Enhancing Recursion with Memoization

Some recursive algorithms suffer from re-computing the same values multiple times. The classic example is a naive Fibonacci function:

function fib(n) {
  if (n < 2) return n;
  return fib(n - 1) + fib(n - 2); // Re-computes many values
}

Calling `fib(5)` will call `fib(3)` twice, `fib(2)` three times, and so on, leading to exponential complexity. This inefficiency can be solved with memoization, a form of caching. We store the result of a function call and return the cached result if the function is called again with the same inputs.

function memoizedFib() {
  const cache = {}; // Use a closure to hold the cache

  function fib(n) {
    if (n in cache) {
      return cache[n];
    }
    if (n < 2) {
      return n;
    }
    const result = fib(n - 1) + fib(n - 2);
    cache[n] = result; // Store the result before returning
    return result;
  }
  
  return fib;
}

const fastFib = memoizedFib();
console.log(fastFib(50)); // Calculates almost instantly

Memoization is a powerful technique that pairs beautifully with recursion and pure functions, drastically improving the performance of algorithms with overlapping subproblems, making them viable in practice.

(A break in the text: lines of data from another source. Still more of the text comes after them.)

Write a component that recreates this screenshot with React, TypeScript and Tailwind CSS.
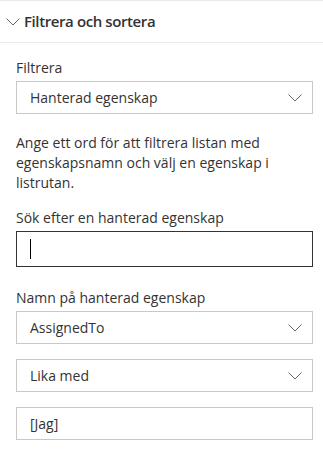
import React from 'react';

const font = { fontFamily: '"Open Sans", "Liberation Sans", sans-serif' };

function Chevron({ className }: { className?: string }) {
  return (
    <svg className={className} width="14" height="8" viewBox="0 0 14 8" fill="none">
      <path d="M0.5 0.5 L7 7 L13.5 0.5" stroke="currentColor" strokeWidth="1" />
    </svg>
  );
}

function Dropdown({ value }: { value: string }) {
  return (
    <div className="h-[33px] border border-[#c8c8c8] bg-white flex items-center pl-[13px] pr-[10px]">
      <span className="flex-1 text-[14px] text-[#333333]">{value}</span>
      <Chevron className="text-[#666666]" />
    </div>
  );
}

function Label({ children }: { children: React.ReactNode }) {
  return <div className="text-[14px] leading-5 text-[#333333] mb-[3px]">{children}</div>;
}

export default function App() {
  return (
    <div className="w-[323px] h-[453px] bg-white overflow-hidden" style={font}>
      <div className="border-t border-b border-[#eaeaea] h-[43px] flex items-center pl-[6px]">
        <Chevron className="text-[#666666] mr-[4px]" />
        <span className="text-[15px] font-semibold tracking-[-0.4px] text-[#333333]">Filtrera och sortera</span>
      </div>
      <div className="pl-4 pr-[10px] pt-[15px]">
        <Label>Filtrera</Label>
        <Dropdown value="Hanterad egenskap" />
        <p className="text-[14px] leading-5 text-[#333333] mt-[19px]">
          Ange ett ord för att filtrera listan med egenskapsnamn och välj en egenskap i listrutan.
        </p>
        <div className="mt-[15px]">
          <Label>Sök efter en hanterad egenskap</Label>
          <div className="h-[36px] border border-[#333333] flex items-center pl-[13px]">
            <span className="w-px h-5 bg-black" />
          </div>
        </div>
        <div className="mt-[21px]">
          <Label>Namn på hanterad egenskap</Label>
          <Dropdown value="AssignedTo" />
        </div>
        <div className="mt-[15px]">
          <Dropdown value="Lika med" />
        </div>
        <div className="mt-[15px] h-[33px] border border-[#c8c8c8] flex items-center pl-[13px]">
          <span className="text-[14px] text-[#333333]">[Jag]</span>
        </div>
      </div>
    </div>
  );
}
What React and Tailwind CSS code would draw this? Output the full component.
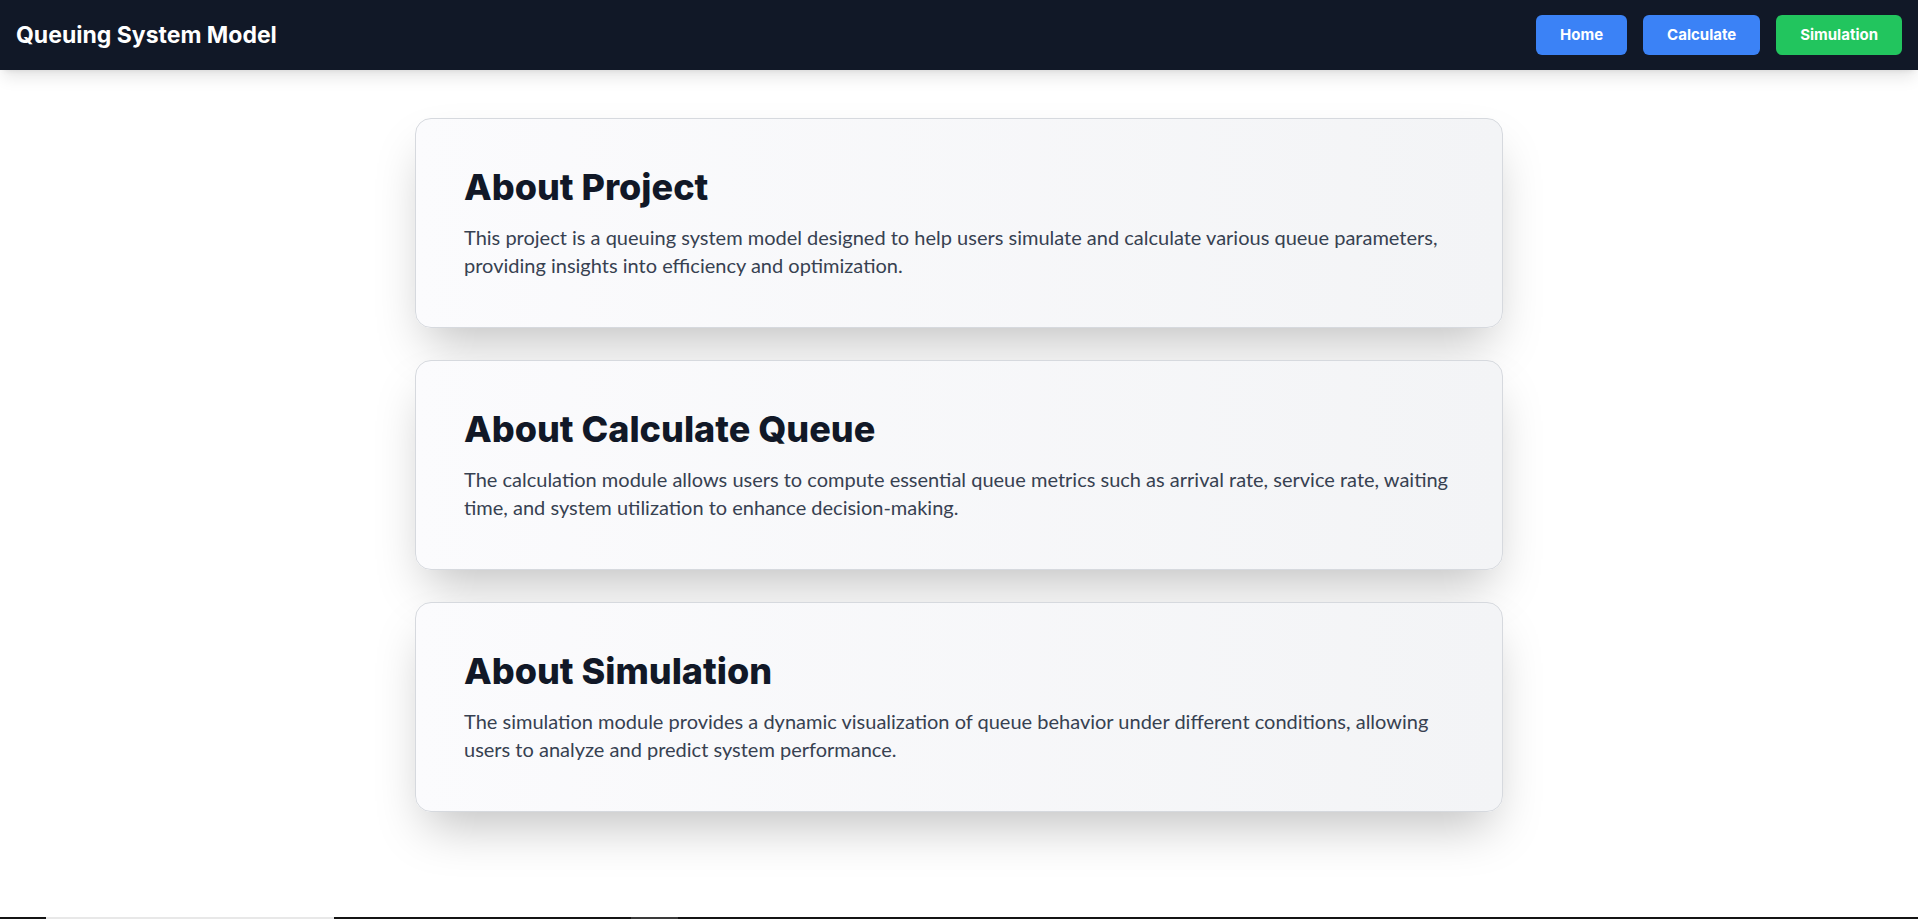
import React from "react";

const cards = [
  {
    title: "About Project",
    text: "This project is a queuing system model designed to help users simulate and calculate various queue parameters, providing insights into efficiency and optimization.",
  },
  {
    title: "About Calculate Queue",
    text: "The calculation module allows users to compute essential queue metrics such as arrival rate, service rate, waiting time, and system utilization to enhance decision-making.",
  },
  {
    title: "About Simulation",
    text: "The simulation module provides a dynamic visualization of queue behavior under different conditions, allowing users to analyze and predict system performance.",
  },
];

function NavButton({ children, green }) {
  return (
    <button
      className={
        green
          ? "h-10 px-6 rounded-md bg-[#22c55e] text-white font-bold text-[15px] font-['Inter',sans-serif]"
          : "h-10 px-6 rounded-md bg-[#3b82f6] text-white font-bold text-[15px] font-['Inter',sans-serif]"
      }
    >
      {children}
    </button>
  );
}

export default function App() {
  return (
    <div className="min-h-screen bg-white font-['Lato',sans-serif]">
      <nav className="h-[70px] bg-[#111827] px-4 flex items-center justify-between shadow-lg relative z-10">
        <h1 className="text-[23px] font-bold text-white font-['Inter',sans-serif]">Queuing System Model</h1>
        <div className="flex items-center gap-4">
          <NavButton>Home</NavButton>
          <NavButton>Calculate</NavButton>
          <NavButton green>Simulation</NavButton>
        </div>
      </nav>
      <main className="pt-[48px] pb-[105px]">
        <div className="max-w-6xl mx-auto px-8 flex flex-col gap-8">
          {cards.map((c) => (
            <section
              key={c.title}
              className="rounded-2xl border border-[#d6d9de] bg-linear-to-r from-[#fbfbfd] to-[#f3f4f6] p-12 shadow-2xl"
            >
              <h2 className="text-4xl leading-10 font-extrabold text-[#111827] mb-4 font-['Inter',sans-serif]">{c.title}</h2>
              <p className="text-xl leading-7 text-[#374151]">{c.text}</p>
            </section>
          ))}
        </div>
      </main>
      <footer className="h-[40px] bg-[#141414] flex items-start">
        <div className="ml-[46px] w-[288px] h-[2px] bg-[#e8e8e8]"></div>
        <div className="ml-[297px] w-[47px] h-[2px] bg-[#3a3a3a]"></div>
      </footer>
    </div>
  );
}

Conclusion: Embracing the Recursive Mindset

Recursion is far more than a simple substitute for loops. It is the natural engine of computation in a world of immutability and pure functions. It represents a fundamental shift in problem-solving, encouraging us to define solutions in terms of self-similarity and to structure our code to mirror the structure of our data. While practical considerations like stack limits and performance must be respected—and techniques like tail recursion and memoization understood—mastering recursion unlocks a more declarative, elegant, and powerful style of programming. It is an indispensable concept for anyone seeking to fully leverage the safety, clarity, and expressive power of the functional paradigm.